Experimental investigation on thermal management of lithium-ion battery pack for formula student electric vehicle using air-cooling system

Abstract

The increasing adoption of electric vehicles (EVs) has driven extensive research and development efforts to optimize the performance and safety of their energy-storage systems, particularly lithium-ion battery (LIB) packs. Elevated temperatures in EV batteries primarily result from thermal instability during various operating, traveling, and charging conditions. In formula student electric vehicle (FSEV) competitions, where efficiency and reliability are critical, effective cooling of the battery pack (BP) is essential.
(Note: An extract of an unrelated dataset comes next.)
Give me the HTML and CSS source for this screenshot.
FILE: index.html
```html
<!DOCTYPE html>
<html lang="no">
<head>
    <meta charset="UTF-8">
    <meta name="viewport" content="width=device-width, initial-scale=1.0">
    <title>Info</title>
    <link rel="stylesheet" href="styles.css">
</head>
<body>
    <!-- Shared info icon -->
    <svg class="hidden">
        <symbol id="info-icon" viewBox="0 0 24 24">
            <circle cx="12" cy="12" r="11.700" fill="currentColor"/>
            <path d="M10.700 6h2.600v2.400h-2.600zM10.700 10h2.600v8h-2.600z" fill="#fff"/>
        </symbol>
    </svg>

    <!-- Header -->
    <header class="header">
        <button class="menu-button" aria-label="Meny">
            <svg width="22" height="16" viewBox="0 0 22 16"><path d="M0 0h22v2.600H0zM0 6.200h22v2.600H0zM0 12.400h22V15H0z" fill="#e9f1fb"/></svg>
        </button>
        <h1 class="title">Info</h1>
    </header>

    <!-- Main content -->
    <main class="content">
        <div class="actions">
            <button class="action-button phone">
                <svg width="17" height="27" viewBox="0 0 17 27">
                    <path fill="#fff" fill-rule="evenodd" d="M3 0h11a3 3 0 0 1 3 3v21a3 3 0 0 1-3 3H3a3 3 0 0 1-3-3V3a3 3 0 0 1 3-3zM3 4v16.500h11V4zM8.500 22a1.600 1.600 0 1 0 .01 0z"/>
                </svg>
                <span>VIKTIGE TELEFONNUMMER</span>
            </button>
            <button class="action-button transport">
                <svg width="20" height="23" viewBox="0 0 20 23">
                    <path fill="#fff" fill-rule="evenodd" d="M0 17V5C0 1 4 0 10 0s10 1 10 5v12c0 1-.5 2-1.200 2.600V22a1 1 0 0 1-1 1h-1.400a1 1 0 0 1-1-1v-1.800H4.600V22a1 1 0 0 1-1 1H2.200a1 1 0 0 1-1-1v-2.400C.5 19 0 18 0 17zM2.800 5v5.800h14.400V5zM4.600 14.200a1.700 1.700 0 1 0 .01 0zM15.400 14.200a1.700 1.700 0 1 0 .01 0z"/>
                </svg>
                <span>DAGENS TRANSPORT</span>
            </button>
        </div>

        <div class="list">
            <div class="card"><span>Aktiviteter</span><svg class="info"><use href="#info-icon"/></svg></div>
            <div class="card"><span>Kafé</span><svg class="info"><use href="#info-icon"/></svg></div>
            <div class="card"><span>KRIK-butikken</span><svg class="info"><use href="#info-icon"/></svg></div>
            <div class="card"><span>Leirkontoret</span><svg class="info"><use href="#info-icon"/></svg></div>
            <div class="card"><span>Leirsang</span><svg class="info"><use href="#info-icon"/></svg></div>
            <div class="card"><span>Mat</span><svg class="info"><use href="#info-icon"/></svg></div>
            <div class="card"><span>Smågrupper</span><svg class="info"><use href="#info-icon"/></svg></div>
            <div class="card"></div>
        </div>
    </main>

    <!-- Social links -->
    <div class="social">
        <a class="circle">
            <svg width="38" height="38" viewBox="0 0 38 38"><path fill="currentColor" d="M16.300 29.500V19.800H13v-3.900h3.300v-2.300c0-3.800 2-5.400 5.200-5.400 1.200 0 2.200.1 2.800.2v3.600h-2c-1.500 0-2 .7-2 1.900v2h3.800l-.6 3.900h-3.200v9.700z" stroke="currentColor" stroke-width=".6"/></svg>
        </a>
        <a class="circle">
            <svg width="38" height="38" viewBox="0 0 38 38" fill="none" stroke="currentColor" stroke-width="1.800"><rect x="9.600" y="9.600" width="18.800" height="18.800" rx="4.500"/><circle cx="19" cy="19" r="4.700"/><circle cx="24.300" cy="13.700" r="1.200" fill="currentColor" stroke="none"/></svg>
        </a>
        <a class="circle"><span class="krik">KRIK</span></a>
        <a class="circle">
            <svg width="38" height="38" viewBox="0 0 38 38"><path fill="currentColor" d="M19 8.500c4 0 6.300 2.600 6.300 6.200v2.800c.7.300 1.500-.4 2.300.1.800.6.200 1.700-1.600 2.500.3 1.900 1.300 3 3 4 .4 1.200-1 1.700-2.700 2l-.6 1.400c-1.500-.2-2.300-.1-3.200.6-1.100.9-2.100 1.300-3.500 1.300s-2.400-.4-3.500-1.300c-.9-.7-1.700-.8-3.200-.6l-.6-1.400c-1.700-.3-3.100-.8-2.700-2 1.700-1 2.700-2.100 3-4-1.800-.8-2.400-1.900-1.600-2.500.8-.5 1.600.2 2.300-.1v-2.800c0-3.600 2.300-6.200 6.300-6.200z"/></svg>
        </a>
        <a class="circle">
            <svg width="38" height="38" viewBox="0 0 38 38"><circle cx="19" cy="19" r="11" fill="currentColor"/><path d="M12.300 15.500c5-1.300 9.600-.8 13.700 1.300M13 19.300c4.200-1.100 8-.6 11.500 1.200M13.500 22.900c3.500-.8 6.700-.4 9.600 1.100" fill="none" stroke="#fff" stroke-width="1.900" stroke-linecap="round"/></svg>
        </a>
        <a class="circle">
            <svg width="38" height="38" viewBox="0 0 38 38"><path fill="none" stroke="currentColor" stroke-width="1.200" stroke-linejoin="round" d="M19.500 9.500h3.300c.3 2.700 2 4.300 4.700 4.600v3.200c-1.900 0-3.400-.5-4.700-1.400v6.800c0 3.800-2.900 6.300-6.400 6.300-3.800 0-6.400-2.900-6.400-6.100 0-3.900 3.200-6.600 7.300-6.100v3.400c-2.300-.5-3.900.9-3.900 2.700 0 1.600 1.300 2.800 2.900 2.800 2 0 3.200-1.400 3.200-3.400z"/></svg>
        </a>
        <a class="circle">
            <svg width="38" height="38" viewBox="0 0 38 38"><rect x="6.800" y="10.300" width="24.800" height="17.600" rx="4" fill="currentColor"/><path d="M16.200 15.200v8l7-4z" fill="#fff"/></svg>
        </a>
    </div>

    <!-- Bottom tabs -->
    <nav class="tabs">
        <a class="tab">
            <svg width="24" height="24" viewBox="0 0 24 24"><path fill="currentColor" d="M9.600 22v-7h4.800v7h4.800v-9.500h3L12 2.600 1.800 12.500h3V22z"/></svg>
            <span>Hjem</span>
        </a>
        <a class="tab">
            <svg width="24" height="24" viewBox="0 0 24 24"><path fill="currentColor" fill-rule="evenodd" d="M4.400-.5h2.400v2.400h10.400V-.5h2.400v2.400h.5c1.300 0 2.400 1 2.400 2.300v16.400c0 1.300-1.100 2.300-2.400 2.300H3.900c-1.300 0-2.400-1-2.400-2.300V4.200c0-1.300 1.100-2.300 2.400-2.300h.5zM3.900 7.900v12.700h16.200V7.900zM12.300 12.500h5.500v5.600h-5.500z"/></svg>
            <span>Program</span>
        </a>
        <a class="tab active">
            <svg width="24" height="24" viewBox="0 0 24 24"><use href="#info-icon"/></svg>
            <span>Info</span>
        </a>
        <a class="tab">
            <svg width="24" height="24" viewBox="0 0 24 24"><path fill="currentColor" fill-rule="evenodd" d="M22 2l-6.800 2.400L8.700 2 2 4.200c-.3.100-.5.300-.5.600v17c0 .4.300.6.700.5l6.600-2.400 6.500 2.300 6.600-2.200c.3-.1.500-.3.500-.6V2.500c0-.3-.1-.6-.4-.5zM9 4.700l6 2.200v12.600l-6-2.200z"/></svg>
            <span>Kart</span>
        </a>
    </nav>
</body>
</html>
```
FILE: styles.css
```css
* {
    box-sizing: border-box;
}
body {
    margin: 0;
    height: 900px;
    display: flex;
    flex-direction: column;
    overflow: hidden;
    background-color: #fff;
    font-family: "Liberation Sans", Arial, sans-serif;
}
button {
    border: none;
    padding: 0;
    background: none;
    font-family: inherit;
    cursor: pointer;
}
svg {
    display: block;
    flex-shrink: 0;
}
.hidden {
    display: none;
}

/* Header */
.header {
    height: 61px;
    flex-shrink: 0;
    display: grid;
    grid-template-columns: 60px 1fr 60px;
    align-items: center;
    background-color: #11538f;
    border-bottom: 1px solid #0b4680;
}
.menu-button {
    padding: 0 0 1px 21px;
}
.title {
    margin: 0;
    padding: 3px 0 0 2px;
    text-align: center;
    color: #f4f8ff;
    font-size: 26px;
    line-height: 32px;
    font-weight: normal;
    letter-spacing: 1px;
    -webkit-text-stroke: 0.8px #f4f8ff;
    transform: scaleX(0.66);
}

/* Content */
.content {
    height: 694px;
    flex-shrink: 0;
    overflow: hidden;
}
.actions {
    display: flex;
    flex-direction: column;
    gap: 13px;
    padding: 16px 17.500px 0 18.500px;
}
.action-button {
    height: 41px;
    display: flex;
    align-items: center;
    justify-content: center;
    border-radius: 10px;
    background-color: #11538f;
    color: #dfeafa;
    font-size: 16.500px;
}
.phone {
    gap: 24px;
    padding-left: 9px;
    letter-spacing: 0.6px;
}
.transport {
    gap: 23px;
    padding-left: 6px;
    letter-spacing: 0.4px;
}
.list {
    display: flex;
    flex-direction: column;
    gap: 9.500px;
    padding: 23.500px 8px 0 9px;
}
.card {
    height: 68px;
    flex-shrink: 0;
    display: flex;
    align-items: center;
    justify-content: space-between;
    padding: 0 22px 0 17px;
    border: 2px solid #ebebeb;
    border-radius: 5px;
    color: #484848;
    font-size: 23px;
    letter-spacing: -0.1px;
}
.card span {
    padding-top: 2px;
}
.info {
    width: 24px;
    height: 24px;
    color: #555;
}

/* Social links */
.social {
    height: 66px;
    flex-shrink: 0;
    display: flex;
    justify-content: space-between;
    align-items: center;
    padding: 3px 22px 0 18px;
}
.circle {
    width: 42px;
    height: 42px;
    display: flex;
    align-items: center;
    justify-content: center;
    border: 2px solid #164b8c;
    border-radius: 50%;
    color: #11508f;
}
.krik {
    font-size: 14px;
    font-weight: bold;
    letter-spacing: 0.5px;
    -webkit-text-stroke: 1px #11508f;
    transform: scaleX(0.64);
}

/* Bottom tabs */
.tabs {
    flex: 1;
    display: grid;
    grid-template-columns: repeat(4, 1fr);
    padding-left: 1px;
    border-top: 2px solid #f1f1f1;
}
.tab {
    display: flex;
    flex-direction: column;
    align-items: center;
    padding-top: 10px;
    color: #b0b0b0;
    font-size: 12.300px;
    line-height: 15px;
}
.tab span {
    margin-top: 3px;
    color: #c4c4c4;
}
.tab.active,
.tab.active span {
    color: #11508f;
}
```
This study analyzed the cooling performance of an air-cooled thermal management system using relevant system parameters and precise thermal modeling through CFD simulations. Various cooling parameters, such as coolant flow rate, fan speed, and cooling channel geometry, were systematically adjusted to evaluate their effects on BP temperature distribution, thermal equilibrium, and overall performance. Key metrics, including maximum temperature and temperature distribution within the battery module, were used to compare simulation results and optimize outcomes for future applications. Experiments validated the simulations of the optimal solution. The results of this investigation provide valuable insights for designing and improving active cooling systems for LIBPs in FSEVs. The average variance of the obtained temperature data was 4.256% based on simulation results. At an air velocity of 17 m·s⁻¹, the BP temperature remained within the ideal range of 30–40 °C. Enhanced cooling strategies can improve the thermal stability of bBPs, extend their lifespan, and reduce the risk of thermal runaway.